*SHORT EXERCISE*.
Omit every picture, and retype the lines that run from the beginning of the data below through the line containing "</style></head><body>", inclusive.

━━━━━━

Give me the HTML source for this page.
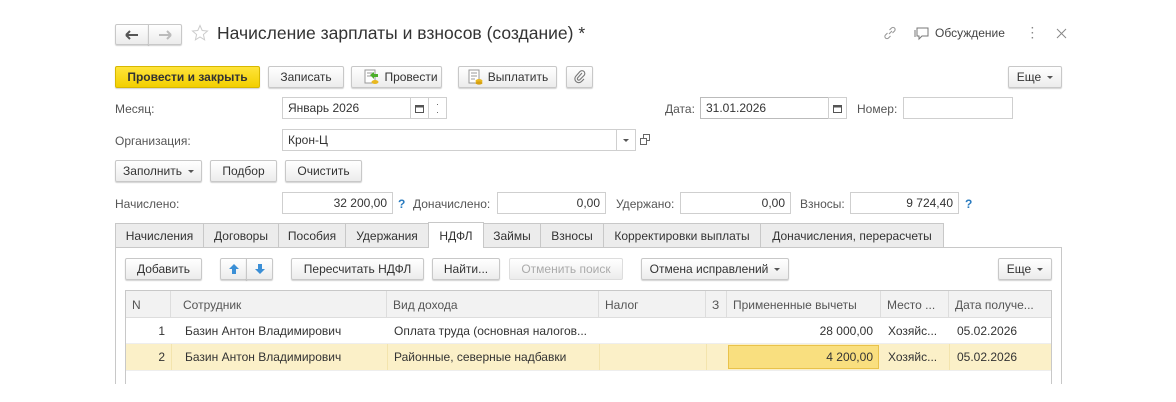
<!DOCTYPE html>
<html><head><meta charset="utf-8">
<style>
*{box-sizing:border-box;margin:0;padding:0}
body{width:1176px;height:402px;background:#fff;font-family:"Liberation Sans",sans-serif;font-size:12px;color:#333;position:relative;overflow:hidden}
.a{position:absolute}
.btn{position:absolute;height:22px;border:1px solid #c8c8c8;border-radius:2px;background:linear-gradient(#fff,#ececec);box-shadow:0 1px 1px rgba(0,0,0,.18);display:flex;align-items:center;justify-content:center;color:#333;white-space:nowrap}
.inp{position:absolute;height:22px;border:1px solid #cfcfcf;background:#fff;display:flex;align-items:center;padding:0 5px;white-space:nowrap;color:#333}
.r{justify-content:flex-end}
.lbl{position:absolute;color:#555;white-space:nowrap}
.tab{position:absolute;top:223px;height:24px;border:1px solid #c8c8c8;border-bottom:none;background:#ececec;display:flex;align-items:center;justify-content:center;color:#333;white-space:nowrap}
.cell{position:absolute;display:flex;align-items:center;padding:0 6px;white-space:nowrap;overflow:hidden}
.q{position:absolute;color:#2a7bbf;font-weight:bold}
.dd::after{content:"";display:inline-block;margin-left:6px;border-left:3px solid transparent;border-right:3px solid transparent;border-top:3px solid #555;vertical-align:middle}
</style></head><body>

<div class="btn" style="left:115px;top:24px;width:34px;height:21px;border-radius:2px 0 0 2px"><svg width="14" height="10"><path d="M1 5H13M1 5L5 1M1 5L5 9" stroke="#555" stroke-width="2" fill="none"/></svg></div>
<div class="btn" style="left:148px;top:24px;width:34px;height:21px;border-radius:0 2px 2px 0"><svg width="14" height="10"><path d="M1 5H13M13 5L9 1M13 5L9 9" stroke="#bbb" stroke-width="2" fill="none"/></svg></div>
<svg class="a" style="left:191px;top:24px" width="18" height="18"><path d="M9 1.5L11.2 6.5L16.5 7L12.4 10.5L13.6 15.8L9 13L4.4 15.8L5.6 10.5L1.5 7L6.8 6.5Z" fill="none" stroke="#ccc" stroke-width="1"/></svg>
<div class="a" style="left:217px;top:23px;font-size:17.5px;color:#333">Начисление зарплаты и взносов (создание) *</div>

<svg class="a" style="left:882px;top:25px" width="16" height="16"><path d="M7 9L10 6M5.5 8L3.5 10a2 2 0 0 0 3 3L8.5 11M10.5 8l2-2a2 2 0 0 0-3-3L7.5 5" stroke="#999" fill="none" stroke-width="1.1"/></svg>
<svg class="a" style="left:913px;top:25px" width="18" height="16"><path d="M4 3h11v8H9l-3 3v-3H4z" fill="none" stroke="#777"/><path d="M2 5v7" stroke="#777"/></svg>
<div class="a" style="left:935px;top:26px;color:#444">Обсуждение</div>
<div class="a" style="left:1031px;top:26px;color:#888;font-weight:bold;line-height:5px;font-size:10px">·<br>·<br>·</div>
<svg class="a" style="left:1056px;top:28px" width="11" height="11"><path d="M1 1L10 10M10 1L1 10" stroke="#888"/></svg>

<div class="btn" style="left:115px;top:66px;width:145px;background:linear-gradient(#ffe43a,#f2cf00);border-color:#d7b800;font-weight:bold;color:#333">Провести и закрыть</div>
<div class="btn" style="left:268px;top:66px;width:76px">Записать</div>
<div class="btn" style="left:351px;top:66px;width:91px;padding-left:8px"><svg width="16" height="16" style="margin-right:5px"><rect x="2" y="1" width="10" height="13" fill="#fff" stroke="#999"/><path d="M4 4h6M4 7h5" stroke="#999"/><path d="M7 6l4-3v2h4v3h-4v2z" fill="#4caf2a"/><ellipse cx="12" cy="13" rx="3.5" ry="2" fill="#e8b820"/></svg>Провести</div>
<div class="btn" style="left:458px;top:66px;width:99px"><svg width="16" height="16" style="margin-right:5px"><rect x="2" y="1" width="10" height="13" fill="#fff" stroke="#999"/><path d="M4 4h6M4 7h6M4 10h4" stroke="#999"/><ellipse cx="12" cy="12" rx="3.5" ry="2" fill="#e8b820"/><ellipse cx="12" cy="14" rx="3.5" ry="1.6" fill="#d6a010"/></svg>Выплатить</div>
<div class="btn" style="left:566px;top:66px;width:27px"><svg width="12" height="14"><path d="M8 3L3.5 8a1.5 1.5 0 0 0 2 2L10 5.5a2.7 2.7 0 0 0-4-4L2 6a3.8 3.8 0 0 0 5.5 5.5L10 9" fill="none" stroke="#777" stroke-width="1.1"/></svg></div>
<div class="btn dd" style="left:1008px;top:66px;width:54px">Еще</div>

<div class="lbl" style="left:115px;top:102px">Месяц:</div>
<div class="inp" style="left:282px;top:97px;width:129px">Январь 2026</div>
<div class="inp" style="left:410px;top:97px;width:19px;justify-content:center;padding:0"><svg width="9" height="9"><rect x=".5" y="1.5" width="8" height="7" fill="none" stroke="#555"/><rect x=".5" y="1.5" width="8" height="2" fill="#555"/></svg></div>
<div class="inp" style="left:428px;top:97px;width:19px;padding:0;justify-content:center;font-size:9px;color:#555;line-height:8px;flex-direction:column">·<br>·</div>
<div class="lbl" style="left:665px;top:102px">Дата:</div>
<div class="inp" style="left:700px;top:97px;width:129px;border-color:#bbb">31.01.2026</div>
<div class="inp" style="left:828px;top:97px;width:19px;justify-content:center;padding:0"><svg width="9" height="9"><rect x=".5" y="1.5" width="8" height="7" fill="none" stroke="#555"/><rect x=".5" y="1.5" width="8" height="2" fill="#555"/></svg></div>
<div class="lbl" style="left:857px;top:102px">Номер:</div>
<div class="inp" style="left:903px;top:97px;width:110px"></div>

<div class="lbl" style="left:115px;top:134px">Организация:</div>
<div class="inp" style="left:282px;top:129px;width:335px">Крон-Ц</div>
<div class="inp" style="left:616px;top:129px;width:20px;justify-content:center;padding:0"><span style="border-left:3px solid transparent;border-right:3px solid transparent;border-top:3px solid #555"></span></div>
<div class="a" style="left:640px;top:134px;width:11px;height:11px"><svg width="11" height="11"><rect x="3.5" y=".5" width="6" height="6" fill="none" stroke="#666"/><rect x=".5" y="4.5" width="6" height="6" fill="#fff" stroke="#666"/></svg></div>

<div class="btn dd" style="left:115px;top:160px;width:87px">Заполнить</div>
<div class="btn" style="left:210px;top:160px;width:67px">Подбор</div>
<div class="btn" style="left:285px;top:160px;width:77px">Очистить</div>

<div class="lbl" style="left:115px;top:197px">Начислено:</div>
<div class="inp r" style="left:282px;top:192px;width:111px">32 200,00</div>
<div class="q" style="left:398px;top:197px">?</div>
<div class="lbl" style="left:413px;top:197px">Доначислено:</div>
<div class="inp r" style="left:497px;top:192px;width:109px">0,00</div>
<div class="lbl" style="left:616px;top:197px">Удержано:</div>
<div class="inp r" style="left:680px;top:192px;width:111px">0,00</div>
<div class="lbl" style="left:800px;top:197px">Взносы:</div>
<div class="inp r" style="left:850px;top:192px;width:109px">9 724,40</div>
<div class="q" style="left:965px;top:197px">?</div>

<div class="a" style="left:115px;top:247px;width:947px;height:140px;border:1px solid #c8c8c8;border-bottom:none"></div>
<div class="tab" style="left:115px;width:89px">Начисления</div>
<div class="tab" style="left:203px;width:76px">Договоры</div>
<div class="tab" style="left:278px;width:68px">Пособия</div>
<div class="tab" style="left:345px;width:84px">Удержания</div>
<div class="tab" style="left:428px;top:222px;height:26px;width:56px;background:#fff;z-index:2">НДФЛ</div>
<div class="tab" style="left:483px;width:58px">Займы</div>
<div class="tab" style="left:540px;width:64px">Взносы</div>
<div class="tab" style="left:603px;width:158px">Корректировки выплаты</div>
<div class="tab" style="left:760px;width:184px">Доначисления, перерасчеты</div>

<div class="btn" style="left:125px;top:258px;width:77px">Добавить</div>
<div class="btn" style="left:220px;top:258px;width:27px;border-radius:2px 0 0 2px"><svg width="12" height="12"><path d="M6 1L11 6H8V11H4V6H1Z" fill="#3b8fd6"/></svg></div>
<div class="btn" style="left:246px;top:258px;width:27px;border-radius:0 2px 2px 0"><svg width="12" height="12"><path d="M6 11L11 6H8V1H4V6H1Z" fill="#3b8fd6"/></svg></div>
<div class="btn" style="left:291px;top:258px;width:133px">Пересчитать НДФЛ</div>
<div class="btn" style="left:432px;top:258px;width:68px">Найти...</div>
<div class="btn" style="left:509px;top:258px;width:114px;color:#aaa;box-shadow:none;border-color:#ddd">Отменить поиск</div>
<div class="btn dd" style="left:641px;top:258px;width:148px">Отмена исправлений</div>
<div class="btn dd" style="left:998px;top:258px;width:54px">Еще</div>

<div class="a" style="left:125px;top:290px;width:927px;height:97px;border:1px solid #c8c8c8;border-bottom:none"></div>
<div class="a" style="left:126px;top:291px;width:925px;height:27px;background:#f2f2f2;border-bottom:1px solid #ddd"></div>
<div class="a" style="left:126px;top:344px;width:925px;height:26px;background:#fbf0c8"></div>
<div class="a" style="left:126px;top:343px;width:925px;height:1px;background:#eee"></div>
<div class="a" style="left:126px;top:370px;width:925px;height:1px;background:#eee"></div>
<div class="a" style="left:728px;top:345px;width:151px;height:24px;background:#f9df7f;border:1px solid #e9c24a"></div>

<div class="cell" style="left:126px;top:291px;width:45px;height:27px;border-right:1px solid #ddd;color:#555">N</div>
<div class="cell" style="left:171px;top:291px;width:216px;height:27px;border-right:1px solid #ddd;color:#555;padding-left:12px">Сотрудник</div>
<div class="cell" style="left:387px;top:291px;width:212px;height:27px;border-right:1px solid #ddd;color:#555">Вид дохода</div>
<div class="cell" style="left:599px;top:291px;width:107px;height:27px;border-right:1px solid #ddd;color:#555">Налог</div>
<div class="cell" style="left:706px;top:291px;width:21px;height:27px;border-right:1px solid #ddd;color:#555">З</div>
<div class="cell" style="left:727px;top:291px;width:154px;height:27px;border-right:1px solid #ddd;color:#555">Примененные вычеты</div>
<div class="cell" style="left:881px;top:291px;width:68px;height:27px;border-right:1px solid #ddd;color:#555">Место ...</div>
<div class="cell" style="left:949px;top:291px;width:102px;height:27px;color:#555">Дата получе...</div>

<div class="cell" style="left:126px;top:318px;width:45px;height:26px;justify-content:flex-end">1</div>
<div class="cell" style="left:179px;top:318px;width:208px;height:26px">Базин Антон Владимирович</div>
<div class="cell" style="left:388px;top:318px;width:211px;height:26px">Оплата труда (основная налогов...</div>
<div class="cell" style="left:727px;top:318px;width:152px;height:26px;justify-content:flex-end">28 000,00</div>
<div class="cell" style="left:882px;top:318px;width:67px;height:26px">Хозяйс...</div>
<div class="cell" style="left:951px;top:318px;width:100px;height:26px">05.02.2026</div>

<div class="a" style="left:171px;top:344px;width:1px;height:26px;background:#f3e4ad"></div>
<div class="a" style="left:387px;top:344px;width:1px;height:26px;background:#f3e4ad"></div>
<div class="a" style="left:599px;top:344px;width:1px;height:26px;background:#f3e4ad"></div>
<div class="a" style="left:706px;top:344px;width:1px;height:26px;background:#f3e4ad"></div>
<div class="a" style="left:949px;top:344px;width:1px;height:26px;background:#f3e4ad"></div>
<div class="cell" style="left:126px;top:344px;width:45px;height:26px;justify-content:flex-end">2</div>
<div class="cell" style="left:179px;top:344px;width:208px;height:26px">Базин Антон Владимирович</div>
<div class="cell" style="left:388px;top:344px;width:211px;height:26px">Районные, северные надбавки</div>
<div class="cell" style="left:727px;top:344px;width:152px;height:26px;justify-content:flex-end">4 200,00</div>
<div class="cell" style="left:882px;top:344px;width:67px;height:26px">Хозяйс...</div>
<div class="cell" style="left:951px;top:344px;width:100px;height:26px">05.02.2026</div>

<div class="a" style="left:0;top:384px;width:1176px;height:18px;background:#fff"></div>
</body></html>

━━━━━━

*REPLY*.
Give me the HTML source for this page.
<!DOCTYPE html>
<html><head><meta charset="utf-8">
<style>
*{box-sizing:border-box;margin:0;padding:0}
body{width:1176px;height:402px;background:#fff;font-family:"Liberation Sans",sans-serif;font-size:12px;color:#333;position:relative;overflow:hidden}
.a{position:absolute}
.btn{position:absolute;height:22px;border:1px solid #c8c8c8;border-radius:2px;background:linear-gradient(#fff,#ececec);box-shadow:0 1px 1px rgba(0,0,0,.18);display:flex;align-items:center;justify-content:center;color:#333;white-space:nowrap}
.inp{position:absolute;height:22px;border:1px solid #cfcfcf;background:#fff;display:flex;align-items:center;padding:0 5px;white-space:nowrap;color:#333}
.r{justify-content:flex-end}
.lbl{position:absolute;color:#555;white-space:nowrap}
.tab{position:absolute;top:223px;height:24px;border:1px solid #c8c8c8;border-bottom:none;background:#ececec;display:flex;align-items:center;justify-content:center;color:#333;white-space:nowrap}
.cell{position:absolute;display:flex;align-items:center;padding:0 6px;white-space:nowrap;overflow:hidden}
.q{position:absolute;color:#2a7bbf;font-weight:bold}
.dd::after{content:"";display:inline-block;margin-left:6px;border-left:3px solid transparent;border-right:3px solid transparent;border-top:3px solid #555;vertical-align:middle}
</style></head><body>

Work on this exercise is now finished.